Richard Lanham (one-time academic idol of mine) writes in Economics of Attention about the concept of oscilatio. it's the way we can look at something and through that thing in turns. like the screen of your phone or laptop or television. if there are cracks and smudges on the glass, you can look at them--consider the glass and its material conditions on their own. or you can train your eyes to ignore the cracks as much as possible and look through them to whatever the light behind the screen is showing.
it's been a little too long since I read Lanham's book, so I remember the concept itself much more than I remember why it's so rhetorically important. the concept itself is so interesting though.

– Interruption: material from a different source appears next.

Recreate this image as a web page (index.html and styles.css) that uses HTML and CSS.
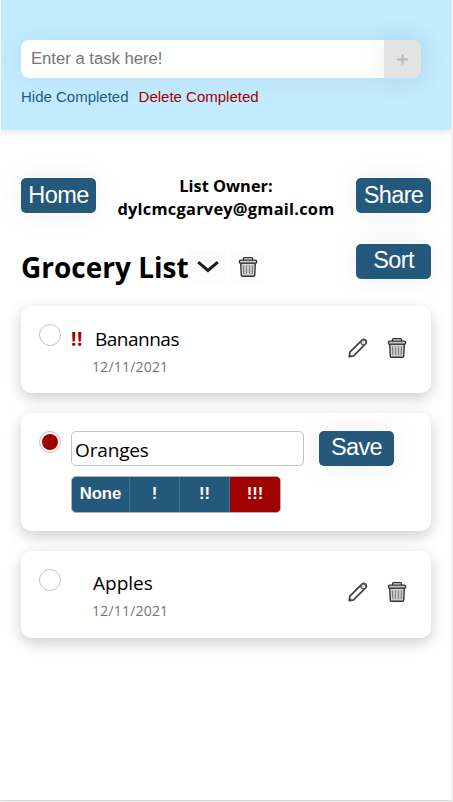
FILE: index.html
```
<!DOCTYPE html>
<html lang="en">
<head>
<meta charset="utf-8">
<title>Grocery List</title>
<link rel="stylesheet" href="styles.css">
</head>
<body>
<svg width="0" height="0" class="defs" aria-hidden="true">
  <symbol id="trash" viewBox="0 0 20 20">
    <path d="M5.500 3.200V1.600q0-.9.900-.9h7.200q.9 0 .9.900v1.600" fill="#ddd" stroke="#333" stroke-width="1.300"/>
    <path d="M2.700 6h14.600l-.6 12.300q-.1 1-1 1H4.300q-.9 0-1-1z" fill="#d4d4d4" stroke="#333" stroke-width="1.400"/>
    <rect x="1.400" y="3.200" width="17.200" height="3" rx="1" fill="#c4c8c6" stroke="#333" stroke-width="1.300"/>
    <path d="M5.500 8.200l.3 9M8.500 8.200v9M11.500 8.200v9M14.500 8.200l-.3 9" fill="none" stroke="#858585" stroke-width="1.300"/>
  </symbol>
  <symbol id="pencil" viewBox="0 0 20 20">
    <path d="M1.300 18.700l.6-4.500L14 2.200q1.700-1.700 3.500 0t0 3.700L5.600 17.800z" fill="#fff" stroke="#444" stroke-width="1.800" stroke-linejoin="round"/>
    <circle cx="15.500" cy="4.300" r="2.500" fill="#ddd" stroke="#555" stroke-width="1.300"/>
    <path d="M1.200 18.800l.5-2 1.500 1.500z" fill="#444" stroke="#444" stroke-width=".7"/>
  </symbol>
</svg>
<div class="app">
  <header class="top">
    <form class="entry">
      <input class="task-input" type="text" placeholder="Enter a task here!">
      <button class="add" type="button" aria-label="Add"><svg width="11" height="11" viewBox="0 0 11 11"><path d="M0 5.500h11M5.500 0.500v10" stroke="#b7b7b7" stroke-width="2"/></svg></button>
    </form>
    <nav class="links"><span class="hide">Hide Completed</span><span class="delete">Delete Completed</span></nav>
  </header>
  <main>
    <div class="owner-row">
      <button class="btn">Home</button>
      <div class="owner"><div class="label">List Owner:</div><div class="mail">dylcmcgarvey@gmail.com</div></div>
      <button class="btn">Share</button>
    </div>
    <div class="title-row">
      <h1>Grocery List</h1>
      <button class="icon-btn chevron"><svg width="22" height="14" viewBox="0 0 22 14"><path d="M1.200 2.200L11 10.500 20.800 2.200" fill="none" stroke="#1c1c1c" stroke-width="3"/></svg></button>
      <button class="icon-btn"><svg width="20" height="20"><use href="#trash"/></svg></button>
      <button class="btn sort">Sort</button>
    </div>
    <section class="card">
      <span class="check"></span>
      <div class="text first">
        <div class="name"><b class="prio">!!</b><span class="banannas">Banannas</span></div>
        <div class="date">12/11/2021</div>
      </div>
      <div class="tools"><svg width="20" height="20"><use href="#pencil"/></svg><svg width="20" height="20"><use href="#trash"/></svg></div>
    </section>
    <section class="card editing">
      <span class="check on"></span>
      <div class="editor">
        <div class="edit-row"><input class="name-input" type="text" value="Oranges"><button class="btn save">Save</button></div>
        <div class="levels"><span>None</span><span>!</span><span>!!</span><span class="chosen">!!!</span></div>
      </div>
    </section>
    <section class="card last">
      <span class="check"></span>
      <div class="text">
        <div class="name"><span class="apples">Apples</span></div>
        <div class="date">12/11/2021</div>
      </div>
      <div class="tools"><svg width="20" height="20"><use href="#pencil"/></svg><svg width="20" height="20"><use href="#trash"/></svg></div>
    </section>
  </main>
</div>
</body>
</html>
```
FILE: styles.css
```
* { box-sizing: border-box; }
body { margin: 0; background: #f0f0f0; font-family: "Open Sans", sans-serif; color: #000; }
.defs { display: block; }
button { padding: 0; border: 0; font-family: "Liberation Sans", sans-serif; }
svg { display: block; flex: none; }
.app { width: 451px; height: 801px; background: #fff; border-left: 1px solid #fff; border-bottom: 1px solid #d8d8d8; overflow: hidden; }
.top { height: 130px; padding: 40px 30px 0 20px; background: #c3ebff; box-shadow: 0 2px 8px rgba(0,0,0,.1); overflow: hidden; }
.entry { display: flex; width: 400px; height: 38px; border-radius: 8px; box-shadow: 0 0 30px rgba(0,0,0,.06); }
.task-input { width: 363px; border: 0; border-radius: 8px 0 0 8px; padding: 0 10px; background: #fff; font: 16.67px "Liberation Sans", sans-serif; }
.task-input::placeholder { color: #757575; opacity: 1; }
.add { width: 37px; display: flex; align-items: center; justify-content: center; border-radius: 0 8px 8px 0; background: #e3e3e3; box-shadow: 0 0 30px rgba(0,0,0,.07); }
.links { display: flex; gap: 10px; margin-top: 10px; font: 15px/18px "Liberation Sans", sans-serif; }
.hide { color: #24597b; }
.delete { color: #9f0000; }
main { padding: 48px 20px 0; }
.btn { width: 75px; height: 35px; flex: none; padding-bottom: 1px; border-radius: 5px; background: #24597b; color: #fff; font-size: 23.5px; line-height: 32px; letter-spacing: -.6px; box-shadow: 0 0 30px rgba(0,0,0,.07); }
.owner-row { display: flex; justify-content: space-between; }
.owner { margin-top: -4px; text-align: center; font-weight: 700; font-size: 16.4px; line-height: 23px; white-space: nowrap; }
.mail { letter-spacing: .24px; }
.title-row { display: flex; height: 51px; margin-top: 16px; padding-top: 11px; align-items: center; }
h1 { width: 168px; margin: -1px 0 0; font-size: 28px; line-height: 40px; white-space: nowrap; }
.icon-btn { display: flex; width: 37px; height: 35px; align-items: center; justify-content: center; border-radius: 5px; background: #fcfcfc; }
.icon-btn + .icon-btn { width: 33px; margin-left: 5px; }
.sort { align-self: flex-start; margin: -3px 0 0 auto; padding-bottom: 3px; }
.save { padding-bottom: 3px; }
.card { display: flex; height: 87px; margin-top: 19px; padding: 18px; border-radius: 10px; background: #fff; box-shadow: 0 5px 15px rgba(0,0,0,.2); }
.card.editing { height: 118px; margin-top: 20px; }
.card.last { margin-top: 20px; }
.check { width: 22px; height: 22px; flex: none; border: 1px solid #c4c4c4; border-radius: 50%; background: #fff; }
.check.on { padding: 2px; background: #9f0000 content-box; }
.text { width: 258px; margin-left: 10px; }
.name { display: flex; height: 30px; font-size: 19px; line-height: 30px; }
.prio { width: 24px; letter-spacing: .6px; color: #9f0000; }
.banannas { letter-spacing: -.5px; }
.date { margin-left: 21px; color: #757575; font-size: 14px; line-height: 25px; letter-spacing: .2px; }
.apples { margin-left: 22px; }
.last .text { margin-top: -1px; }
.tools { display: flex; gap: 19px; margin: 13.500px 0 0 19px; }
.last .tools { margin-top: 13px; }
.editor { margin-left: 10px; }
.edit-row { display: flex; gap: 15px; }
.name-input { width: 233px; height: 35px; padding: 3px 3px 0; border: 1px solid #c4c4c4; border-radius: 5px; font: 19px "Open Sans", sans-serif; letter-spacing: -.15px; }
.levels { display: flex; width: 210px; height: 37px; margin-top: 10px; border: 1px solid #b0b0b0; border-radius: 5px; overflow: hidden; background: #24597b; color: #fff; font: bold 16.67px/33px "Liberation Sans", sans-serif; text-align: center; }
.levels span { width: 50px; border-left: 1px solid #47718e; }
.levels span:first-child { width: 57px; border: 0; }
.levels .chosen { background: #9f0000; flex: 1; }
```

oscilatio reminds me of something I read even longer ago from C. S. Lewis, about what it's like to look at a beam of light vs. looking along it to see the things it touches. in his metaphor, standing in the light and seeing through that light is more valuable than standing outside the light and watching dustmites dance within the beam.
that depends, I imagine. there is beauty in both vantage points. dustmites are a simpler beauty than a garden landscape, and the cracked screen itself doesn't tell you as much as all the news and social media you can read through the screen. maybe all it tells you is that it's time to save up for a new phone.
it might be impossible to look at and through something at the same time. but that still doesn't mean you have to choose only one or the other forever.
oscilatio means the skill of shifting positions. recognizing the difference. having it both ways depending on what you're after.
right now it's halfway through the year. and sometimes it's good to take out your calendar and look at this set of moments from above. June gone, July unfurling in similar languor. six weeks left til I go back to work. other times, it's better to look through it or along it. let it engulf us like all this steady sunshine. what can the days and their cycles show me? time with myself, my love, my two silly pugs. time with books and crafts and food and creativity.
one of my flaws is a tendency to look at everything--time especially--as a scarcity. there's only so much of anything, and the everything I want to cram into my life is a glacier of potential that completely dwarfs the handful of moments I can hold in my brain at once. but that's only one way of looking at it. in another sense, time is a constant. even if I can't cram the everything into it, I still have plenty. life is a brilliant candy store of possibility. I want and need to stop focusing so much on the what ifs and might have beens.
this is the gorgeous, uncertain middle of the year. there is light and dark. screens and shadows and stories to look at and to look through. so it goes.
and here are a few other things that I am in the middle of right now--
- replaying Horizon Zero Dawn. it's one of the first videogames I've ever touched that feels like more than a game somehow--it's easier in this shiny, open-world design to get lost in exploration, combat, questing, and so on. I like it. the sequel looks very neat, too.
- reading the old science fiction novel Dune.
I'm not sure what made me want to read it after having heard vague
praise of it for so long. it's good though. very engaging and
well-constructed.
- working thoughtfully through this workbook, slowly. it's not easy, and not enough, but it is important stuff. it feels important for me and for the world. it also led me to the author's podcast: Good Ancestor, which is quite lovely stuff.